Gewürztraminer: voto 8-
Qui possiamo dire a ragion veduta pochi ma buoni: in realtà non erano nemmeno pochi i campioni in assaggio ma con questo vino non si sbaglia mai, specie per quanto riguarda la gamma aromatica, veramente coinvolgente: potremmo avere qualche dubbio sul residuo zuccherino ancora importante ( ma solo in alcuni casi), sulla bevibilità di alcuni a tavola, però la degustazione dei Gewürztraminer è sempre uno dei momenti più belli degli assaggi altoatesini e questo vitigno sta perdendo sempre più le caratteristiche “eccessive” per uscire dal limbo del vino da aperitivo.
Uvaggi bianchi : voto 5
Aldilà delle diversità tra uvaggio e uvaggio (più o meno aromatico, più o meno legno, più o meno intenzioni di invecchiamento), quello che ci colpisce in questa categoria è che ben pochi centrano l’obiettivo.
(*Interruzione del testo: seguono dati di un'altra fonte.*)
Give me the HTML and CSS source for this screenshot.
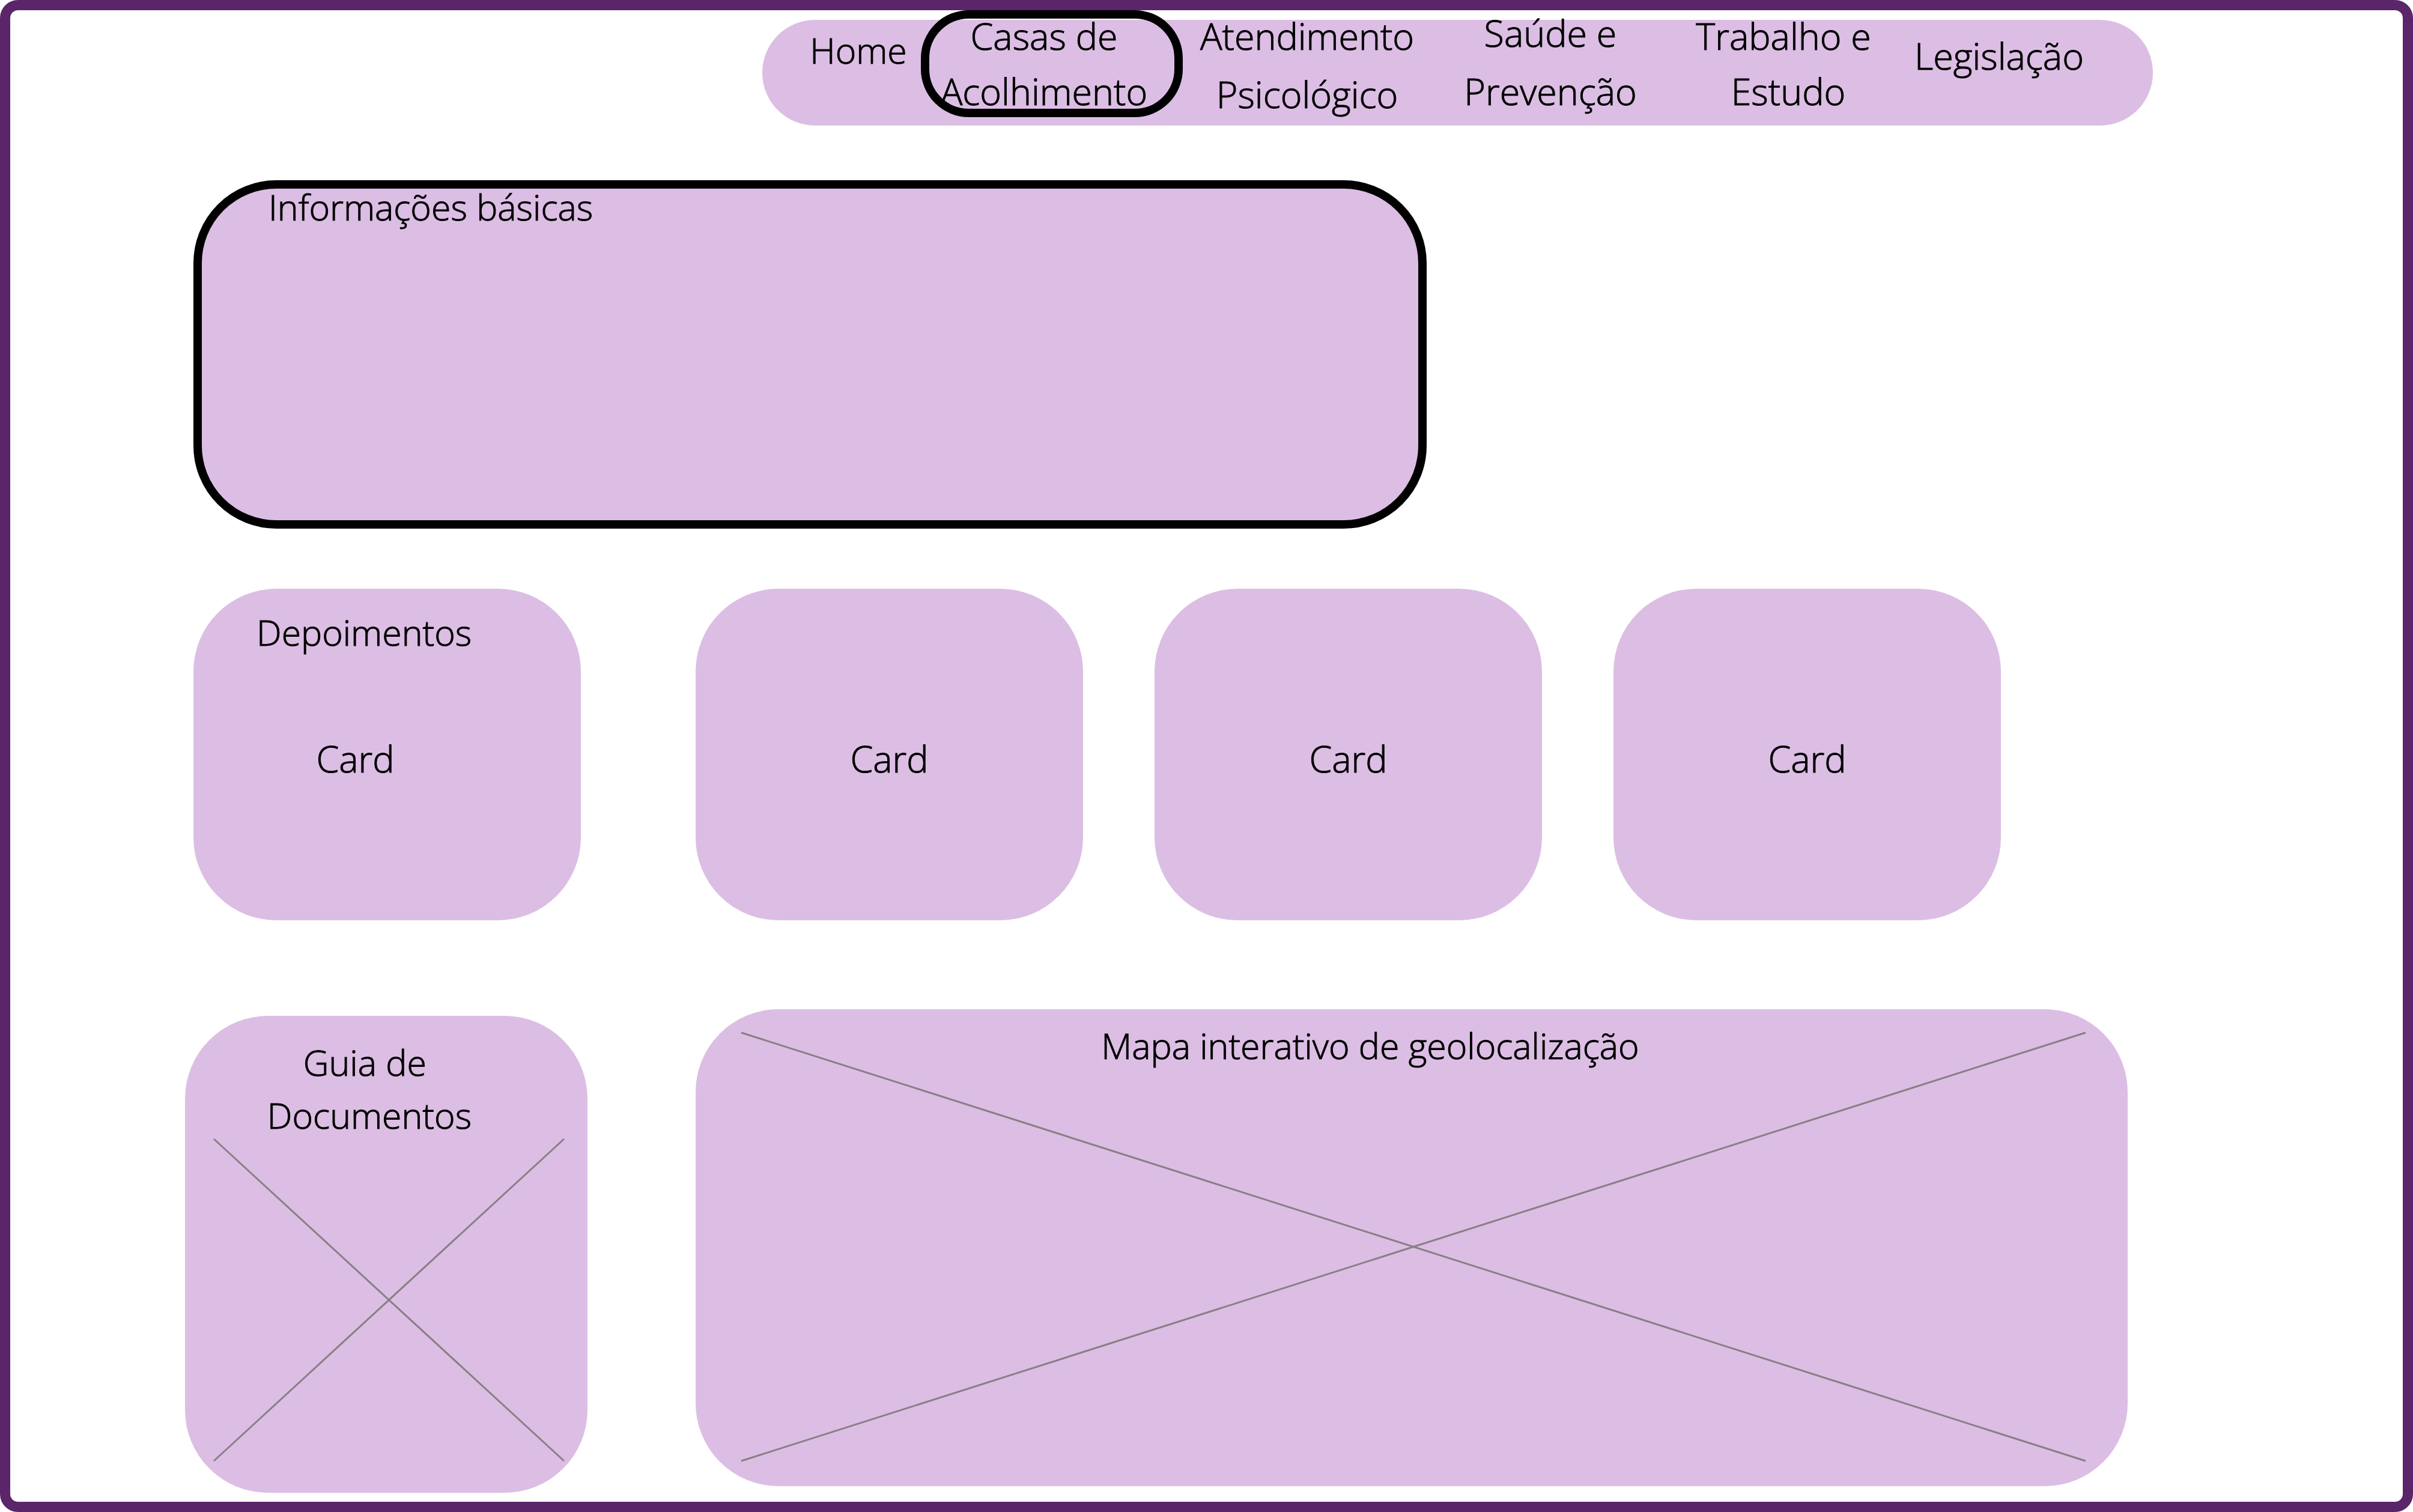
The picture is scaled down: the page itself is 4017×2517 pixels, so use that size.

Pare sempre una categoria sperimentale, votata all’incertezza.
Altre uve: voto 6
Kerner, Sylvaner, Riesling, Grüner e qualche piwi fanno parte di questa categoria. I Riesling hanno dato qualche buon risultato, presentandosi con meno zuccheri residui rispetto al passato, anche prodotti di cantine che puntano alla “piaciosità”. Per quanto riguarda i Kerner ci è venuta in mente una frase di chi certo non produceva vino: “Grande è la confusione sotto il cielo, quindi la situazione è eccellente!”. I Kerner hanno ormai abbandonato da anni le vesti di enfant prodige ma ancora non riescono a darsi una precisa strada da percorrere, soprattutto dal punto di vista aromatico (si va da sentori di GW a presenze importanti di legno) che di peso e freschezza al palato. Quelli buoni ci sono ma ce ne potrebbero essere molti di più, specie in Valle Isarco. Comunque crediamo in un bel futuro per questo vitigno. Per quanto riguarda gli altri vitigni i pochi campioni non permettono di fare un punto anche minimo.
In definitiva una degustazione che non ha visto grandissime punte ma ha confermato la solidità strutturale del Vigneto Alto Adige.